Sometimes the things that I cook come out really well, or at least passably decent, and I get to coast for days on a smug sense of accomplishment and pretend that maybe someday I, too, can cook like a Top Chef. Sometimes I even convince myself that I have some level of kitchen skill, and I decide that I'm going to creat my own recipes. In some cases, like the blue cheese and bacon mac and cheese or that time I invented Spam and cheese tarts, it turns out really well, but other times experimenting in my kitchen goes horribly awry.
Case in point: The Grape Pie
We had a cookout at Ben and Elizabeth's house a weekend or two ago, and I brought a fruit platter. I thought the platter might not be big enough, though, so I bought some extra grapes, too. Well, we ate almost the whole fruit platter, but there were a lot of grapes left:
About two pounds of grapes. Now, I like grapes and all, but the bottom half of that bowl was going to go bad and rot in the refrigerator while I slowly picked over the top half.

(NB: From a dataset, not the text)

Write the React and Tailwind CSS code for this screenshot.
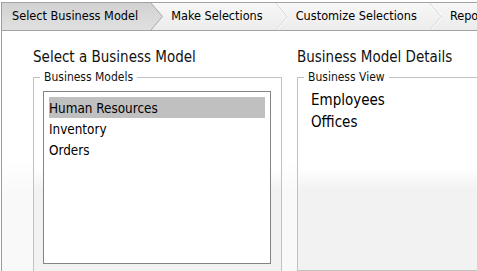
import React from "react";

const font = { fontFamily: '"DejaVu Sans Condensed", "DejaVu Sans", sans-serif' };

const steps = ["Select Business Model", "Make Selections", "Customize Selections", "Reports"];

// chevron between two breadcrumb steps
const Chevron = ({ active }) => (
  <svg width="12" height="27" viewBox="0 0 12 27" className="shrink-0 block">
    {active && (
      <>
        <defs>
          <linearGradient id="act" x1="0" y1="0" x2="0" y2="1">
            <stop offset="0" stopColor="#d2d2d2" />
            <stop offset="1" stopColor="#e0e0e0" />
          </linearGradient>
        </defs>
        <polygon points="0,0 11.5,13.5 0,27" fill="url(#act)" />
      </>
    )}
    <polyline
      points="0,0 11.5,13.5 0,27"
      fill="none"
      stroke={active ? "#a9a9a9" : "#d2d2d2"}
      strokeWidth="1"
    />
    {!active && <polyline points="1,0 12.5,13.5 1,27" fill="none" stroke="#ffffff" strokeWidth="1" />}
  </svg>
);

const Breadcrumb = () => (
  <div className="flex shrink-0 h-[29px] border-t border-b border-[#a3a3a3] bg-[linear-gradient(to_bottom,#f7f7f7,#ececec)] text-[12.6px] text-black overflow-hidden whitespace-nowrap">
    {steps.map((s, i) => (
      <div key={s} className="flex items-center shrink-0">
        <div
          className={
            i === 0
              ? "h-full flex items-center pl-[10px] pr-[13px] bg-[linear-gradient(to_bottom,#d2d2d2,#e0e0e0)]"
              : "h-full flex items-center pl-[8px] pr-[13px]"
          }
        >
          {s}
        </div>
        {i < steps.length - 1 && <Chevron active={i === 0} />}
      </div>
    ))}
  </div>
);

const Panel = ({ title, legend, width, children }) => (
  <div className="flex flex-col shrink-0" style={{ width }}>
    <div className="text-[15px] leading-[18px] text-[#111] whitespace-nowrap">{title}</div>
    <fieldset className="mt-[4px] h-[220px] border border-[#c2c2c2] p-0 m-0 bg-[linear-gradient(to_bottom,#ffffff_90px,#f2f2f2_112px)]">
      <legend className="ml-[6px] px-[4px] text-[12px] leading-[14px] text-[#111]">{legend}</legend>
      {children}
    </fieldset>
  </div>
);

export default function App() {
  const models = ["Human Resources", "Inventory", "Orders"];
  const views = ["Employees", "Offices"];
  return (
    <div className="w-[477px] h-[271px] overflow-hidden bg-white pt-[2px] pl-[1px]" style={font}>
      <div className="h-[269px] border-l border-[#9c9c9c] flex flex-col">
        <Breadcrumb />
        <div className="flex flex-1 min-h-0 overflow-hidden pl-[30px] pt-[17px] gap-[15px] bg-[linear-gradient(to_bottom,#ffffff_130px,#f9f9f9_160px)]">
          <div className="pl-[1px]">
            <Panel title="Select a Business Model" legend="Business Models" width={249}>
              <div className="ml-[9px] mt-[7px] w-[228px] h-[173px] border border-[#848484] bg-white pt-[5px] pl-[5px] pr-[5px]">
                {models.map((m, i) => (
                  <div
                    key={m}
                    className={
                      "h-[21px] leading-[21px] pt-[1px] text-[13.4px] text-black whitespace-nowrap " +
                      (i === 0 ? "bg-[#c0c0c0]" : "")
                    }
                  >
                    {m}
                  </div>
                ))}
              </div>
            </Panel>
          </div>
          <Panel title="Business Model Details" legend="Business View" width={200}>
            <div className="pl-[13px] pt-[5px]">
              {views.map((v) => (
                <div key={v} className="h-[22px] leading-[22px] text-[15px] text-black whitespace-nowrap">
                  {v}
                </div>
              ))}
            </div>
          </Panel>
        </div>
      </div>
    </div>
  );
}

The only way I could eat that many grapes was to transform them into something else, but what? I went to the cabinets and discovered that I had pie crust mix, and then remembered that I've eaten grape pie at restaurants before, and it was delicious. Sure, I had no recipe, and I've never in my life made a pie from scratch before, but how hard could it be? They just did it as a quickfire on "Top Chef" a month or two ago.
"They" being professional chefs, some of whom still failed the challenge. Ignoring this I blithely sailed ahead and mixed up my crust. Following the directions on the box, I divided the dough, floured the counter, and tried to roll it out:
This is harder than it looks. For starters, you should shape that ball into a disc before you even touch it with the rolling pin. Otherwise, this will happen:
That doesn't look so bad until you try to put it in the pie pan, and the pan is round and the dough is not:
Fortunately, pie crust is somewhat pliant, and you can work wonders with your fingers:
Now I just needed to make the filling and then top the pie and bake. I've never made pie filling before but I've dumped it out of the can, so I was aware that pie filling usually consists of fruit in syrup. I assume the syrup comes from sugar and fruit juices, so I cut all the grapes in half, tossed them with a couple of tablespoons of sugar, and dumped them into the pie. In my head, this whole syrup thing would magically come together while the pie baked. This is exactly the same mistake that Tracey made during the pie baking quickfire on "Top Chef", but somehow this slipped my mind until after baking.
Having learned from the first crust round, I quickly did the second one, cut vents in the top, draped it over the rolling pin, and then unrolled it onto the top of the pie, just like I've seen on the Food Network:
The box of crust mix said that it would be done when the crust was golden brown and the juices from the filling were bubbling. Those seemed like easy indicators, so I checked it every ten minutes until it looked done:
I noticed when I took it out and peeked through the vents that there was some liquid in the pie. A lot of liquid. Like if you tilted the pie back and forth, you could see a lake of fluid washing back and forth over the grapes in there. You know what my filling recipe was missing? A thickener. Some cornstarch, some flour, something. I still though I could save it, though, by putting the pie into the refrigerator. Somehow, in my head, this would magically cause the filling to gel.
This did not happen.
Collapsing crust, filled with loose grape halves tumbling across the plate and vague purple liquid. The grape pie was an utter failure, even worse than the hunchbread.
Orange garlic chicken, on the other hand, was a smashing success!
All you have to do is mix the sauce:
dump it over the chicken in the slow cooker:
and ignore it for six hours. Add in some instant mashed potatoes:
and I have self esteem again.
Also, I threw out the grape pie.
3 comments:
I have watched exactly one pie making something-or-other on television. They talked about using some shredded apple as a thickener.
But now you have learned a valuable lesson for the future. A future in which you make a pie and, somehow, magically get it to my apartment.
Love your great tales of your cooking adventures!